Fraud Friday – Trouble over the Pond with COVID Bounce Back Loan Scheme (BBLS)
January 28, 2022
Delaney Sexton
Contributing Editor
Fraud Friday – Trouble over the Pond with COVID Bounce Back Loan Scheme (BBLS)
“I am beyond words. People were working every hour god sent to find solutions,” says one senior UK bank executive. UK banks are fearing that they will face backlash over the rampant fraud within the UK’s Bounce Back Loan scheme.
“Hopefully common sense will prevail, but if it doesn’t I have literally told the Treasury and Financial Conduct Authority in meetings: ‘I hope nobody has a short memory around here folks, I have every meeting minuted’, recording everything the government said like ‘get these done, get these out, cut corners’, to protect myself,” continues the banker.
The resignation of a Conservative minister in the House of Lords sparked this controversy. Lord Agnew states that the treasury has “little interest in the consequences of fraud to our society.” He further accused officials of making “schoolboy errors” by giving out loans to fraudulent borrowers.

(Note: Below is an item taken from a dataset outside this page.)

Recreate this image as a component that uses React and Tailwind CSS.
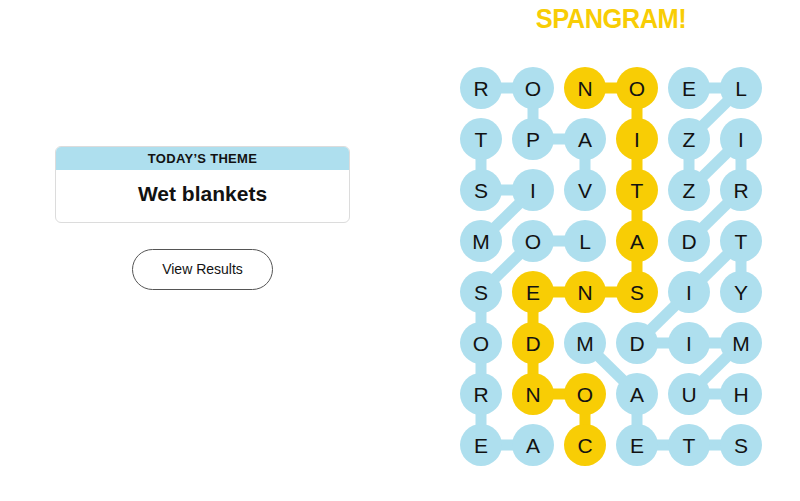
import React from "react";

const GRID = [
  "RONOEL",
  "TPAIZI",
  "SIVTZR",
  "MOLADT",
  "SENSIY",
  "ODMDIM",
  "RNOAUH",
  "EACETS",
];

const WORDS = [
  { spangram: false, cells: [[0, 0], [0, 1], [1, 1], [1, 2], [2, 2]] },
  { spangram: false, cells: [[1, 0], [2, 0], [2, 1], [3, 0]] },
  { spangram: false, cells: [[3, 2], [3, 1], [4, 0], [5, 0], [6, 0], [7, 0], [7, 1]] },
  { spangram: false, cells: [[3, 4], [2, 5], [1, 5], [2, 4], [1, 4], [0, 5], [0, 4]] },
  { spangram: false, cells: [[6, 5], [6, 4], [5, 5], [5, 4], [5, 3], [4, 4], [3, 5], [4, 5]] },
  { spangram: false, cells: [[7, 5], [7, 4], [7, 3], [6, 3], [5, 2]] },
  {
    spangram: true,
    cells: [[7, 2], [6, 2], [6, 1], [5, 1], [4, 1], [4, 2], [4, 3], [3, 3], [2, 3], [1, 3], [0, 3], [0, 2]],
  },
];

const isSpan = (r, c) =>
  WORDS[6].cells.some(([rr, cc]) => rr === r && cc === c);

const cx = (c) => 21 + 52 * c;
const cy = (r) => 21 + 51 * r;

export default function App() {
  return (
    <div className="w-[800px] h-[501px] bg-white flex" style={{ fontFamily: '"Liberation Sans", Arial, sans-serif' }}>
      <div className="w-[405px] flex flex-col items-center pt-[146px]">
        <div className="w-[295px] rounded-md border border-[#dcdcdc] overflow-hidden">
          <div className="h-[23px] bg-[#aedfee] flex items-center justify-center text-[13px] font-bold text-[#121212] leading-none tracking-[0.3px]">
            TODAY’S THEME
          </div>
          <div className="h-[52px] flex items-center justify-center text-[21px] font-bold text-[#121212] leading-none pb-[5px]">
            Wet blankets
          </div>
        </div>
        <button className="mt-[26px] w-[141px] h-[41px] rounded-full border border-[#555] text-[14px] text-[#121212] flex items-center justify-center bg-white">
          View Results
        </button>
      </div>
      <div className="pl-[55px] flex flex-col">
        <div className="h-[67px] w-[302px] flex justify-center pt-[6px]">
          <div className="text-[27px] leading-none font-bold text-[#f8cd05] tracking-[-0.5px] scale-x-[0.94]">SPANGRAM!</div>
        </div>
        <div className="relative w-[302px] h-[399px]">
          <svg className="absolute inset-0" width="302" height="399" viewBox="0 0 302 399">
            {WORDS.map((w, wi) =>
              w.cells.slice(1).map(([r, c], i) => {
                const [pr, pc] = w.cells[i];
                return (
                  <line
                    key={wi + "-" + i}
                    x1={cx(pc)}
                    y1={cy(pr)}
                    x2={cx(c)}
                    y2={cy(r)}
                    stroke={w.spangram ? "#f8cd05" : "#aedfee"}
                    strokeWidth="11"
                  />
                );
              })
            )}
          </svg>
          <div className="relative grid grid-cols-[repeat(6,42px)] gap-x-[10px] gap-y-[9px]">
            {GRID.map((row, r) =>
              row.split("").map((ch, c) => (
                <div
                  key={r + "-" + c}
                  className={
                    "w-[42px] h-[42px] rounded-full flex items-center justify-center text-[21px] leading-none text-[#121212] " +
                    (isSpan(r, c) ? "bg-[#f8cd05]" : "bg-[#aedfee]")
                  }
                >
                  {ch}
                </div>
              ))
            )}
          </div>
        </div>
      </div>
    </div>
  );
}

The nail in the coffin came after he criticized UK banks for taking around £1 billion to cover the defaulted loans under the fully guaranteed Bounce Back Loan scheme. According to Agnew, the banks could claim finances from the state loan guarantees, but there was not enough clarity on what the lenders have been doing to address the fraud.
Banks are facing the heat for issues that were already embedded in the program. The Treasury was under pressure to get money to small businesses as quickly as possible, but the National Audit Office reported that the fraud prevention fell short and was under-resourced.

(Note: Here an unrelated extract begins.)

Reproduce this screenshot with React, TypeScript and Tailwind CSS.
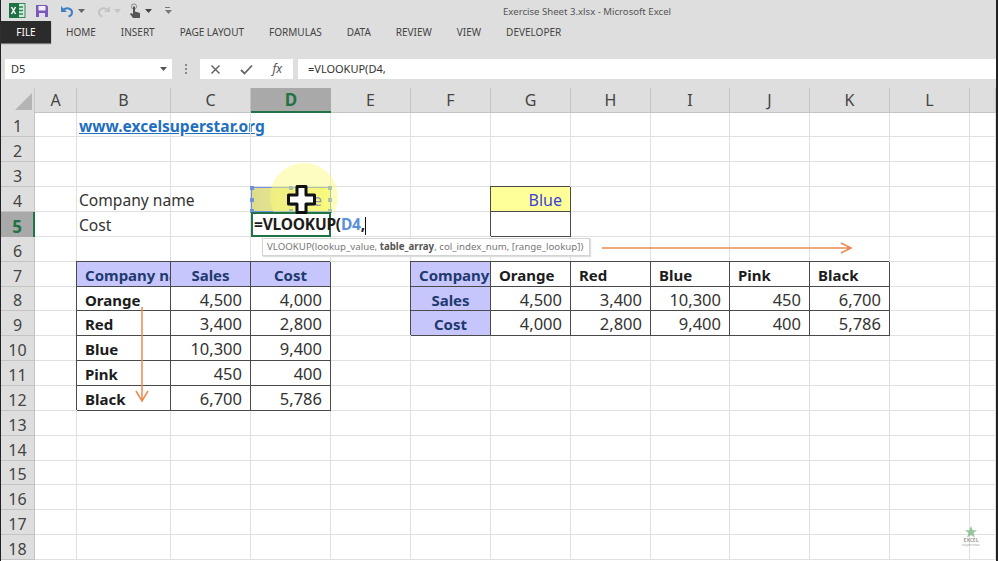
const columns = ['A', 'B', 'C', 'D', 'E', 'F', 'G', 'H', 'I', 'J', 'K', 'L', ''];
const tabs = ['HOME', 'INSERT', 'PAGE LAYOUT', 'FORMULAS', 'DATA', 'REVIEW', 'VIEW', 'DEVELOPER'];

const box = 'border-r border-b border-r-[#4a4a4a] border-b-[#4a4a4a] shadow-[-1px_-1px_0_#4a4a4a]';
const head = `${box} bg-[#c6c6fc] text-[#1f3a70] font-bold text-center text-[15px]`;
const side = `${box} bg-[#c6c6fc] text-[#1f3a70] font-bold text-center text-[15px]`;
const label = `${box} font-bold text-[#1c1c1c] pl-[8px] text-left text-[15px]`;
const num = `${box} text-[#333] text-right pr-[8px] text-[16.500px]`;

type Cell = { text?: string; cls?: string };

const cells: Record<string, Cell> = {
  B1: { text: 'www.excelsuperstar.org', cls: 'font-bold text-[#1f6fc0] underline pl-[2px] text-[15.500px] overflow-visible' },
  B4: { text: 'Company name', cls: 'text-[#333] pl-[2px] text-[15.600px] overflow-visible' },
  B5: { text: 'Cost', cls: 'text-[#333] pl-[2px] text-[15.600px]' },
  G4: { text: 'Blue', cls: `${box} bg-[#ffff99] text-[#3d44d8] text-right pr-[8px]` },
  G5: { cls: box },
  B7: { text: 'Company name', cls: `${head} !text-left pl-[8px]` },
  C7: { text: 'Sales', cls: head },
  D7: { text: 'Cost', cls: head },
  F7: { text: 'Company name', cls: `${head} !text-left pl-[8px]` },
  G7: { text: 'Orange', cls: label },
  H7: { text: 'Red', cls: label },
  I7: { text: 'Blue', cls: label },
  J7: { text: 'Pink', cls: label },
  K7: { text: 'Black', cls: label },
  F8: { text: 'Sales', cls: side },
  G8: { text: '4,500', cls: num },
  H8: { text: '3,400', cls: num },
  I8: { text: '10,300', cls: num },
  J8: { text: '450', cls: num },
  K8: { text: '6,700', cls: num },
  F9: { text: 'Cost', cls: side },
  G9: { text: '4,000', cls: num },
  H9: { text: '2,800', cls: num },
  I9: { text: '9,400', cls: num },
  J9: { text: '400', cls: num },
  K9: { text: '5,786', cls: num },
  B8: { text: 'Orange', cls: label },
  C8: { text: '4,500', cls: num },
  D8: { text: '4,000', cls: num },
  B9: { text: 'Red', cls: label },
  C9: { text: '3,400', cls: num },
  D9: { text: '2,800', cls: num },
  B10: { text: 'Blue', cls: label },
  C10: { text: '10,300', cls: num },
  D10: { text: '9,400', cls: num },
  B11: { text: 'Pink', cls: label },
  C11: { text: '450', cls: num },
  D11: { text: '400', cls: num },
  B12: { text: 'Black', cls: label },
  C12: { text: '6,700', cls: num },
  D12: { text: '5,786', cls: num },
};

const ExcelLogo = () => (
  <svg width="18" height="17" viewBox="0 0 18 17">
    <rect x="7" y="1.500" width="10" height="14" fill="#d5e8da" stroke="#2f8a57" />
    <path d="M10 5h5M10 8.500h5M10 12h5" stroke="#2f8a57" strokeWidth="1.500" />
    <rect x="1" y="1" width="10" height="15" fill="#1e7145" />
    <path d="M3.500 5l4 7M7.500 5l-4 7" stroke="#fff" strokeWidth="1.500" />
  </svg>
);

const SaveIcon = () => (
  <svg width="14" height="14" viewBox="0 0 14 14">
    <path d="M1 1h10.500L13 2.500V13H1z" fill="#7a58b8" />
    <rect x="3.500" y="2" width="7" height="4.500" fill="#f1edf8" />
    <rect x="4" y="9" width="6" height="4" fill="#e4ddf2" />
  </svg>
);

const UndoIcon = ({ color, flip }: { color: string; flip?: boolean }) => (
  <svg width="15" height="14" viewBox="0 0 15 14" className={flip ? '-scale-x-100' : ''}>
    <path d="M3 6.500c3-3.500 9-2.500 9 2 0 2-1.500 3.500-3.500 4" fill="none" stroke={color} strokeWidth="2" />
    <path d="M1 2v6h6z" fill={color} />
  </svg>
);

const TouchIcon = () => (
  <svg width="13" height="16" viewBox="0 0 13 16">
    <circle cx="5" cy="3.500" r="2.600" fill="none" stroke="#8a8a8a" />
    <path d="M4 3.500h2v5l5 1.500v5H4l-3-4 1-1 2 1z" fill="#555" />
  </svg>
);

const Caret = ({ color = '#666' }: { color?: string }) => (
  <svg width="7" height="4" viewBox="0 0 7 4">
    <path d="M0 0h7L3.500 4z" fill={color} />
  </svg>
);

export default function App() {
  return (
    <div className="relative w-[998px] h-[561px] overflow-hidden bg-[#dedede] pl-px pr-[2px] font-['Lato',sans-serif] shadow-[inset_1px_0_0_#222,inset_-2px_0_0_#222]">
      {/* Title bar */}
      <div className="relative h-[21px] flex items-center pl-[7px]">
        <ExcelLogo />
        <div className="ml-[9px]"><SaveIcon /></div>
        <div className="ml-[11px] flex items-center gap-[3px]">
          <UndoIcon color="#3f7fc4" />
          <Caret />
        </div>
        <div className="ml-[11px] flex items-center gap-[3px]">
          <UndoIcon color="#c4c4c4" flip />
          <Caret color="#c4c4c4" />
        </div>
        <div className="ml-[8px] flex items-center gap-[3px]">
          <TouchIcon />
          <Caret color="#444" />
        </div>
        <div className="ml-[13px] flex flex-col gap-[2px]">
          <div className="w-[5px] h-px bg-[#777]" />
          <Caret color="#777" />
        </div>
        <div className="absolute left-[502px] top-[4px] text-[9.600px] leading-[15px] text-[#555] font-['Open_Sans',sans-serif]">
          Exercise Sheet 3.xlsx - Microsoft Excel
        </div>
      </div>

      {/* Ribbon tabs */}
      <div className="h-[22px] flex items-stretch font-['Open_Sans',sans-serif] text-[10px] text-[#444]">
        <div className="w-[50px] bg-[#2b2b2b] text-white flex items-center justify-center shadow-[0_1px_1px_#777]">FILE</div>
        <div className="ml-[15px] flex items-center gap-[25px]">
          {tabs.map((tab) => (
            <span key={tab}>{tab}</span>
          ))}
        </div>
      </div>

      {/* Formula bar */}
      <div className="mt-[16px] h-[20px] flex items-stretch text-[11px] text-[#333] font-['Open_Sans',sans-serif]">
        <div className="ml-[4px] w-[167px] bg-white flex items-center justify-between pl-[6px] pr-[5px]">
          <span>D5</span>
          <Caret color="#555" />
        </div>
        <div className="w-[28px] flex flex-col items-center justify-center gap-[2px]">
          <div className="w-[2px] h-[2px] bg-[#888]" />
          <div className="w-[2px] h-[2px] bg-[#888]" />
          <div className="w-[2px] h-[2px] bg-[#888]" />
        </div>
        <div className="w-[93px] bg-white flex items-center justify-between pl-[10px] pr-[11px]">
          <svg width="11" height="11" viewBox="0 0 11 11">
            <path d="M1.500 1.500l8 8M9.500 1.500l-8 8" stroke="#666" strokeWidth="1.500" />
          </svg>
          <svg width="13" height="11" viewBox="0 0 13 11">
            <path d="M1 6l3.500 3.500L12 1.500" fill="none" stroke="#666" strokeWidth="1.800" />
          </svg>
          <span className="font-['Liberation_Serif',serif] italic text-[12px] text-[#555]">fx</span>
        </div>
        <div className="ml-[5px] flex-1 bg-white flex items-center pl-[10px]">=VLOOKUP(D4,</div>
      </div>

      {/* Sheet */}
      <div className="mt-[9px] h-[473px] grid grid-cols-[34px_42px_94px_80px_80px_80px_80px_80px_80px_79px_80px_80px_80px_26px] grid-rows-[24.500px] auto-rows-[24.870px] text-[16px] bg-white">
        <div className="relative bg-[#dedede] border-r border-[#c8c8c8]">
          <div className="absolute right-[2px] bottom-[3px] w-0 h-0 border-l-[17px] border-l-transparent border-b-[17px] border-b-[#b4b4b4]" />
        </div>
        {columns.map((col) =>
          col === 'D' ? (
            <div key={col} className="bg-[#a9a9a9] border-b-2 border-[#217346] pt-px flex items-center justify-center font-bold text-[#217346] text-[17px]">
              {col}
            </div>
          ) : (
            <div key={col || 'M'} className="bg-[#dedede] border-r border-b border-[#c4c4c4] pt-px flex items-center justify-center text-[#444] text-[16px]">
              {col}
            </div>
          ),
        )}
        {Array.from({ length: 18 }, (_, i) => i + 1).map((row) => (
          <Row key={row} row={row} />
        ))}
      </div>

      {/* Tooltip */}
      <div className="absolute left-[262px] top-[238px] h-[18px] w-[328px] bg-white border border-[#d4d4d4] shadow-[1px_1px_1px_#ddd] flex items-center pl-[4px] text-[9.700px] text-[#777] font-['Open_Sans',sans-serif] whitespace-nowrap">
        VLOOKUP(lookup_value,&nbsp;<b className="text-[#555]">table_array</b>, col_index_num, [range_lookup])
      </div>

      {/* Presenter arrows */}
      <svg className="absolute left-[600px] top-[240px]" width="256" height="16" viewBox="0 0 256 16">
        <path d="M2 8h249M241 3l10 5-10 5" fill="none" stroke="#ec8a50" strokeWidth="1.500" />
      </svg>
      <svg className="absolute left-[134px] top-[305px]" width="16" height="98" viewBox="0 0 16 98">
        <path d="M8 2v94M2 86l6 10 6-10" fill="none" stroke="#ec8a50" strokeWidth="1.500" />
      </svg>

      {/* Cursor highlight stops at the edit cell, then the cursor */}
      <div className="absolute left-[270px] top-[163px] w-[68px] h-[49px] overflow-hidden pointer-events-none">
        <div className="w-[68px] h-[68px] rounded-full bg-[#fbfb78]/45" />
      </div>
      <svg className="absolute left-[286px] top-[184px]" width="31" height="31" viewBox="0 0 31 31">
        <path d="M11 2.500h9v8.500h8.500v9H20v8.500h-9V20H2.500v-9H11z" fill="#fff" stroke="#111" strokeWidth="3" strokeLinejoin="round" />
      </svg>

      {/* Watermark */}
      <div className="absolute left-[962px] top-[526px] flex flex-col items-center text-[#777] opacity-70">
        <svg width="14" height="12" viewBox="0 0 14 12">
          <path d="M7 0l1.700 4.200H13L9.500 7l1.300 4.500L7 9l-3.800 2.500L4.500 7 1 4.200h4.300z" fill="#6fae78" />
        </svg>
        <span className="text-[5px] leading-[5px] font-bold">EXCEL</span>
        <span className="text-[4px] leading-[4px]">superstar</span>
      </div>
    </div>
  );
}

function Row({ row }: { row: number }) {
  return (
    <>
      {row === 5 ? (
        <div className="bg-[#a9a9a9] border-r-2 border-[#217346] pt-[4px] flex items-center justify-center font-bold text-[#217346] text-[17px]">
          {row}
        </div>
      ) : (
        <div className="bg-[#dedede] border-r border-b border-[#c4c4c4] pt-[4px] flex items-center justify-center text-[#444]">
          {row}
        </div>
      )}
      {columns.map((col) => {
        const id = `${col}${row}`;
        if (id === 'D4') return <ActiveLookup key={id} />;
        if (id === 'D5') return <FormulaCell key={id} />;
        const cell = cells[id];
        return (
          <div
            key={id}
            className={`h-full leading-[26px] whitespace-nowrap border-r border-b border-[#e0e0e0] ${cell?.cls ?? ''} ${cell?.cls?.includes('overflow-visible') ? '' : 'overflow-hidden'}`}
          >
            {cell?.text}
          </div>
        );
      })}
    </>
  );
}

const handles = [
  '-left-[2px] -top-[2px]',
  'left-[37px] -top-[2px]',
  '-right-[2px] -top-[2px]',
  '-left-[2px] top-[10px]',
  '-right-[2px] top-[10px]',
  '-left-[2px] -bottom-[2px]',
  'left-[37px] -bottom-[2px]',
  '-right-[2px] -bottom-[2px]',
];

function ActiveLookup() {
  return (
    <div className="relative bg-linear-to-r from-[#dcdc90] to-[#f8f880] border border-[#6f92dc] text-[#3d44d8] text-right pr-[8px] leading-[25px]">
      Blue
      {handles.map((pos) => (
        <div key={pos} className={`absolute w-[4px] h-[4px] bg-[#6f92dc] ${pos}`} />
      ))}
    </div>
  );
}

function FormulaCell() {
  return (
    <div className="relative border-2 border-[#217346] whitespace-nowrap font-bold text-[15.500px] tracking-[-0.2px] leading-[21px] pl-[1px] text-[#1c1c1c]">
      =VLOOKUP(<span className="text-[#5b8fdc]">D4</span>,
      <span className="inline-block w-px h-[18px] bg-[#111] align-middle" />
    </div>
  );
}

A permanent secretary at Her Majesty’s Treasury, Charles Roxburgh, says that officials understood “this would be an expensive scheme by its very design…we were aware of the fraud risk. Ministers were advised of that.”
Overall, the Bounce Back Loan scheme funded loans up to £50,000. In total, there were about £47 billion in loans to small businesses, and around a quarter of all UK companies applied for a loan within the program. In the aftermath, about 2% of the loans have been defaulted on by borrowers, and the taxpayer could see losses of up to £17 billion from defaults, fraud, and errors.